Oct 12, 2006

Somaliland: Local Clerics Demand to Apply Islamic Sharia


A group of local clerics have urged the Somaliland government to apply the Islamic Sharia without any further delay and stop promoting the country as a secular state.

HARGEISA, 10 Oct. 2006--In a development that duplicates the rise of Islamic Courts in Mogadishu, a group of local clerics have urged the Somaliland government to apply the Islamic Sharia without any further delay and stop promoting the country as a secular state.

In two separate but similar statements signed by 43 clerics, 13 from the capital Hargeisa and 30 from the second largest city Buroa, the clerics demanded the government to withdraw a statement by the Foreign Minister in which he stated that Somaliland followed a secular constitution.

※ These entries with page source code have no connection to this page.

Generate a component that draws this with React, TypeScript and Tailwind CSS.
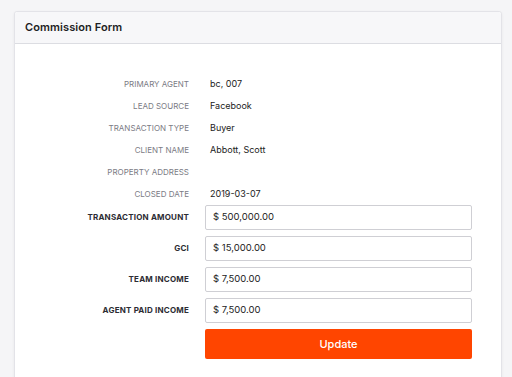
import React from "react";

const info = [
  ["Primary Agent", "bc, 007"],
  ["Lead Source", "Facebook"],
  ["Transaction Type", "Buyer"],
  ["Client Name", "Abbott, Scott"],
  ["Property Address", ""],
  ["Closed Date", "2019-03-07"],
];

const amounts = [
  ["Transaction Amount", "$ 500,000.00"],
  ["GCI", "$ 15,000.00"],
  ["Team Income", "$ 7,500.00"],
  ["Agent Paid Income", "$ 7,500.00"],
];

export default function App() {
  return (
    <div
      className="min-h-[377px] bg-[#f5f5f7] pt-[11px] pl-[14px] pr-[10px] overflow-hidden"
      style={{ fontFamily: "Inter, 'Noto Sans', sans-serif" }}
    >
      <div className="rounded-[3px] border border-[#e3e3e8] bg-white shadow-[0_1px_3px_rgba(0,0,0,0.06)] h-[380px]">
        <div className="h-[32px] flex items-center px-[10px] bg-[#f7f7f9] border-b border-[#dcdde2] rounded-t-[3px]">
          <h2 className="text-[11px] font-semibold text-[#1e1e24] tracking-[0.1px]">Commission Form</h2>
        </div>

        <div className="pt-[29px]">
          {info.map(([label, value]) => (
            <div key={label} className="flex h-[22px] items-center">
              <div className="w-[174px] text-right text-[8px] uppercase text-[#7b7b84]">
                {label}
              </div>
              <div className="ml-[21px] text-[9px] text-[#222]">{value}</div>
            </div>
          ))}

          <div className="flex flex-col gap-[6px]">
            {amounts.map(([label, value]) => (
              <div key={label} className="flex">
                <div className="w-[174px] pt-[6px] text-right text-[8px] font-bold uppercase tracking-[0.2px] text-[#2c2c33]">
                  {label}
                </div>
                <div className="ml-[16px] w-[267px] h-[25px] rounded-[2px] border border-[#cfcfd4] bg-white flex items-center px-[7px] text-[9.5px] text-[#222]">
                  {value}
                </div>
              </div>
            ))}
            <div className="flex">
              <div className="w-[174px]" />
              <button
                type="button"
                className="ml-[16px] w-[267px] h-[30px] rounded-[2px] bg-[#ff4500] text-white text-[11px] font-medium"
              >
                Update
              </button>
            </div>
          </div>
        </div>
      </div>
    </div>
  );
}
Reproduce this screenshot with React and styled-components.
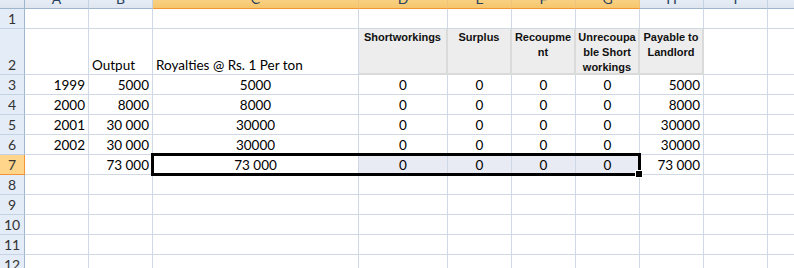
import React from 'react'
import styled, { createGlobalStyle, css } from 'styled-components'

const GlobalStyle = createGlobalStyle`
  html, body {
    margin: 0;
    padding: 0;
    background: #fff;
    overflow: hidden;
  }
`

const widths = [64, 64, 206, 89, 64, 64, 64, 64, 64, 64]
const letters = ['A', 'B', 'C', 'D', 'E', 'F', 'G', 'H', 'I', 'J']
const selectedCols = ['C', 'D', 'E', 'F', 'G']
const aligns = ['right', 'right', 'center', 'center', 'center', 'center', 'center', 'right', 'left', 'left']

// every part sits in its own grid slot so the selection frame can overlap them
const place = css`
  grid-row: ${(p) => p.$r};
  grid-column: ${(p) => p.$c};
`

const Sheet = styled.div`
  display: grid;
  grid-template-columns: 25px ${widths.map((w) => w + 'px').join(' ')};
  grid-template-rows: 21px 20px 46px repeat(10, 20px);
  margin-top: -12px;
  width: 794px;
  overflow: hidden;
  font-family: Lato, "Liberation Sans", sans-serif;
  font-size: 13.5px;
  color: #000;
`

const Corner = styled.div`
  ${place}
  box-sizing: border-box;
  background: linear-gradient(#f3f6fb, #dde5f0);
  border-right: 1px solid #9eb6ce;
  border-bottom: 1px solid #9eb6ce;
`

const ColHead = styled.div`
  ${place}
  box-sizing: border-box;
  display: flex;
  align-items: center;
  justify-content: center;
  font-size: 14px;
  color: #27415f;
  background: ${(p) => (p.$active ? 'linear-gradient(#fbe0a6, #f6c66c)' : 'linear-gradient(#f3f6fb, #dfe6f0)')};
  border-right: 1px solid ${(p) => (p.$active ? '#f2c27a' : '#c5d2e3')};
  border-bottom: 1px solid ${(p) => (p.$active ? '#f29536' : '#9eb6ce')};
`

const RowHead = styled.div`
  ${place}
  box-sizing: border-box;
  display: flex;
  align-items: flex-end;
  justify-content: center;
  padding-bottom: 1px;
  font-size: 14px;
  color: #333;
  background: ${(p) => (p.$active ? '#ffd58c' : '#e4ecf7')};
  border-right: 1px solid ${(p) => (p.$active ? '#f29536' : '#9eb6ce')};
  border-bottom: 1px solid ${(p) => (p.$active ? '#f29536' : '#c5d2e3')};
`

const Cell = styled.div`
  ${place}
  box-sizing: border-box;
  display: flex;
  align-items: flex-end;
  justify-content: ${(p) => (p.$align === 'right' ? 'flex-end' : p.$align === 'center' ? 'center' : 'flex-start')};
  padding: 0 3px 1px 3px;
  white-space: nowrap;
  overflow: hidden;
  background: ${(p) => p.$bg || '#fff'};
  border-right: 1px solid #d0d7e5;
  border-bottom: 1px solid #d0d7e5;
`

const HeadCell = styled.div`
  ${place}
  box-sizing: border-box;
  display: flex;
  flex-direction: column;
  align-items: center;
  padding-top: 1px;
  font-family: "Liberation Sans", Arial, sans-serif;
  font-weight: bold;
  font-size: 11px;
  line-height: 15px;
  color: #111;
  background: #ededed;
  border-right: 2px solid #dadada;
  border-bottom: 2px solid #dadada;
`

const Selection = styled.div`
  ${place}
  margin: -2px -1px -1px -2px;
  border: 3px solid #000;
  box-sizing: border-box;
  position: relative;
  z-index: 2;
  pointer-events: none;

  &::after {
    content: '';
    position: absolute;
    right: -5px;
    bottom: -5px;
    width: 6px;
    height: 6px;
    background: #000;
    border: 1px solid #fff;
  }
`

const headers = {
  D: ['Shortworkings'],
  E: ['Surplus'],
  F: ['Recoupme', 'nt'],
  G: ['Unrecoupa', 'ble Short', 'workings'],
  H: ['Payable to', 'Landlord'],
}

const data = {
  2: { B: 'Output', C: 'Royalties @ Rs. 1 Per ton' },
  3: { A: '1999', B: '5000', C: '5000', D: '0', E: '0', F: '0', G: '0', H: '5000' },
  4: { A: '2000', B: '8000', C: '8000', D: '0', E: '0', F: '0', G: '0', H: '8000' },
  5: { A: '2001', B: '30 000', C: '30000', D: '0', E: '0', F: '0', G: '0', H: '30000' },
  6: { A: '2002', B: '30 000', C: '30000', D: '0', E: '0', F: '0', G: '0', H: '30000' },
  7: { B: '73 000', C: '73 000', D: '0', E: '0', F: '0', G: '0', H: '73 000' },
}

const rows = [1, 2, 3, 4, 5, 6, 7, 8, 9, 10, 11, 12]

function renderCell(row, col, i) {
  const key = row + col
  const r = row + 1
  const c = i + 2
  if (row === 2 && headers[col]) {
    return (
      <HeadCell key={key} $r={r} $c={c}>
        {headers[col].map((line) => (
          <span key={line}>{line}</span>
        ))}
      </HeadCell>
    )
  }
  const value = (data[row] && data[row][col]) || ''
  const align = row === 2 ? 'left' : aligns[i]
  const inSelection = row === 7 && ['D', 'E', 'F', 'G'].includes(col)
  return (
    <Cell key={key} $r={r} $c={c} $align={align} $bg={inSelection ? '#e8eaf4' : null}>
      {value}
    </Cell>
  )
}

export default function App() {
  return (
    <>
      <GlobalStyle />
      <Sheet>
        <Corner $r={1} $c={1} />
        {letters.map((l, i) => (
          <ColHead key={l} $r={1} $c={i + 2} $active={selectedCols.includes(l)}>
            {l}
          </ColHead>
        ))}
        {rows.map((row) => (
          <React.Fragment key={row}>
            <RowHead $r={row + 1} $c={1} $active={row === 7}>
              {row}
            </RowHead>
            {letters.map((col, i) => renderCell(row, col, i))}
          </React.Fragment>
        ))}
        <Selection $r={8} $c="4 / 9" />
      </Sheet>
    </>
  )
}
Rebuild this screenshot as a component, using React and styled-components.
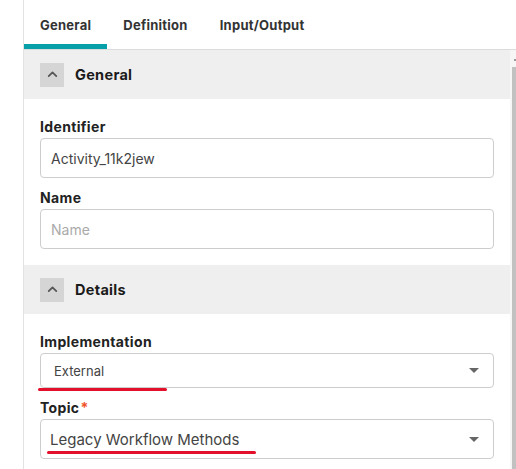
import React from 'react';
import styled, { createGlobalStyle } from 'styled-components';

const GlobalStyle = createGlobalStyle`
  html, body {
    margin: 0;
    padding: 0;
    background: #fff;
    font-family: Inter, "Open Sans", sans-serif;
  }
`;

const Page = styled.div`
  display: flex;
  width: 516px;
  height: 469px;
  overflow: hidden;
`;

const Gutter = styled.div`
  width: 23px;
  flex: none;
  border-right: 1px solid #e2e2e2;
`;

const Panel = styled.div`
  flex: 1;
  display: flex;
  flex-direction: column;
  min-width: 0;
`;

const TabBar = styled.div`
  display: flex;
  height: 49px;
  flex: none;
  border-bottom: 1px solid #dcdcdc;
`;

const Tab = styled.div`
  display: flex;
  align-items: center;
  padding: 0 16px;
  font-size: 13px;
  font-weight: 700;
  color: #333;
  letter-spacing: 0.25px;
  box-shadow: ${(p) => (p.$active ? 'inset 0 -5px 0 #07a0a8' : 'none')};
`;

const Body = styled.div`
  flex: 1;
  display: flex;
  min-height: 0;
`;

const Content = styled.div`
  flex: 1;
  min-width: 0;
`;

const Scrollbar = styled.div`
  width: 6px;
  flex: none;
  background: #f6f6f6;
  position: relative;
`;

const Thumb = styled.div`
  margin: 17px 0 0 2px;
  height: 100%;
  background: #c1c1c1;
`;

const ArrowDot = styled.div`
  position: absolute;
  top: 9px;
  right: 0;
  width: 2px;
  height: 2px;
  background: #9a9a9a;
`;

const SectionHeader = styled.div`
  display: flex;
  align-items: center;
  gap: 11px;
  height: 49px;
  padding: 0 16px;
  background: #efefef;
`;

const Collapse = styled.div`
  width: 24px;
  height: 24px;
  display: flex;
  align-items: center;
  justify-content: center;
  background: #d5d5d5;
`;

const SectionTitle = styled.div`
  font-size: 14.5px;
  font-weight: 700;
  color: #1b1b1b;
  letter-spacing: 0.3px;
  margin-top: -1px;
`;

const SectionBody = styled.div`
  padding: 18px 16px 16px;
`;

const Field = styled.div`
  position: relative;
  & + & {
    margin-top: 10px;
  }
`;

const Label = styled.div`
  height: 21px;
  line-height: 20px;
  font-size: 14px;
  font-weight: 700;
  color: #222;
  letter-spacing: 0.35px;
`;

const Required = styled.span`
  color: #f0532a;
  margin-left: 1px;
`;

const Box = styled.div`
  display: flex;
  align-items: center;
  height: ${(p) => p.$h}px;
  box-sizing: border-box;
  padding: 0 14px 0 ${(p) => p.$pl}px;
  border: 1px solid #cdcdcd;
  border-radius: 4px;
  font-size: ${(p) => p.$fs}px;
  color: ${(p) => (p.$placeholder ? '#aaa' : '#444')};
`;

const Value = styled.span`
  flex: 1;
`;

const Caret = styled.span`
  width: 0;
  height: 0;
  border-left: 5px solid transparent;
  border-right: 5px solid transparent;
  border-top: 5px solid #666;
`;

const Mark = styled.span`
  position: absolute;
  height: 3px;
  border-radius: 2px;
  background: #e3102c;
  left: ${(p) => p.$left}px;
  top: ${(p) => p.$top}px;
  width: ${(p) => p.$w}px;
`;

const Chevron = () => (
  <svg width="13" height="13" viewBox="0 0 24 24" fill="none" stroke="#555" strokeWidth="3.2" strokeLinecap="round" strokeLinejoin="round">
    <polyline points="5 15 12 8 19 15" />
  </svg>
);

export default function App() {
  return (
    <>
      <GlobalStyle />
      <Page>
        <Gutter />
        <Panel>
          <TabBar>
            <Tab $active>General</Tab>
            <Tab>Definition</Tab>
            <Tab>Input/Output</Tab>
          </TabBar>
          <Body>
            <Content>
              <SectionHeader>
                <Collapse><Chevron /></Collapse>
                <SectionTitle>General</SectionTitle>
              </SectionHeader>
              <SectionBody>
                <Field>
                  <Label>Identifier</Label>
                  <Box $h={40} $pl={10} $fs={14}>
                    <Value>Activity_11k2jew</Value>
                  </Box>
                </Field>
                <Field>
                  <Label>Name</Label>
                  <Box $h={40} $pl={10} $fs={14} $placeholder>
                    <Value>Name</Value>
                  </Box>
                </Field>
              </SectionBody>
              <SectionHeader>
                <Collapse><Chevron /></Collapse>
                <SectionTitle>Details</SectionTitle>
              </SectionHeader>
              <SectionBody>
                <Field>
                  <Label>Implementation</Label>
                  <Box $h={35} $pl={13} $fs={13}>
                    <Value>External</Value>
                    <Caret />
                  </Box>
                  <Mark $left={-2} $top={56} $w={129} />
                </Field>
                <Field>
                  <Label>Topic<Required>*</Required></Label>
                  <Box $h={40} $pl={9} $fs={15}>
                    <Value>Legacy Workflow Methods</Value>
                    <Caret />
                  </Box>
                  <Mark $left={7} $top={53} $w={209} />
                </Field>
              </SectionBody>
            </Content>
            <Scrollbar>
              <ArrowDot />
              <Thumb />
            </Scrollbar>
          </Body>
        </Panel>
      </Page>
    </>
  );
}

“We demand the government to give an official apology about the Foreign Minister’s statement to the BBC in which he said that Somaliland followed a secular, or irreligious, constitution,” said the statement issued in Buroa.

It also demanded that the country’s judiciary should be an independent body based on Islamic Sharia and all laws that contradicted the Sharia should be revoked.

The Buroa statement also warned the media against spreading anti-Islamic propaganda. The Hargeisa clerics also called upon the government and the public to refrain from lampooning the devoted faithful who wore Islamic signs such long beards and women’s veil.

Somaliland Islamist sympathizers have become bold since the UIC militias have taken over swathes of land in the South. Sheikh Ali Warsame, one of the most influential clerics in Buora and former head of the Al Ittihad Al Islami, has recently left for Mogadishu, raising a lot of suspicion about his objectives.

Warsame, who is the brother-in-law of Sheikh Hassan Dahir Aweys, the strongman of the UIC, might be the familiar religious figure from Somaliland to join the UIC

On Somalia Islamic Courts

The Hargeisa clerics hailed the Union of Islamic Courts (UIC) for their positive achievements and for applying the Islamic Sharia, but warned them against any attempts to destabilize Somaliland.

“We praise the Islamic Courts in Somalia for their good achievements such restoring peace and their call for the application of the Sharia but we warn them against interfering in the internal affairs of Somaliland and disturbing its long preserved peace and stability,” they said.

Detained clerics

Both statements also urged the Somaliland government to release detained clerics and to form an independent committee to investigate torture allegations against them.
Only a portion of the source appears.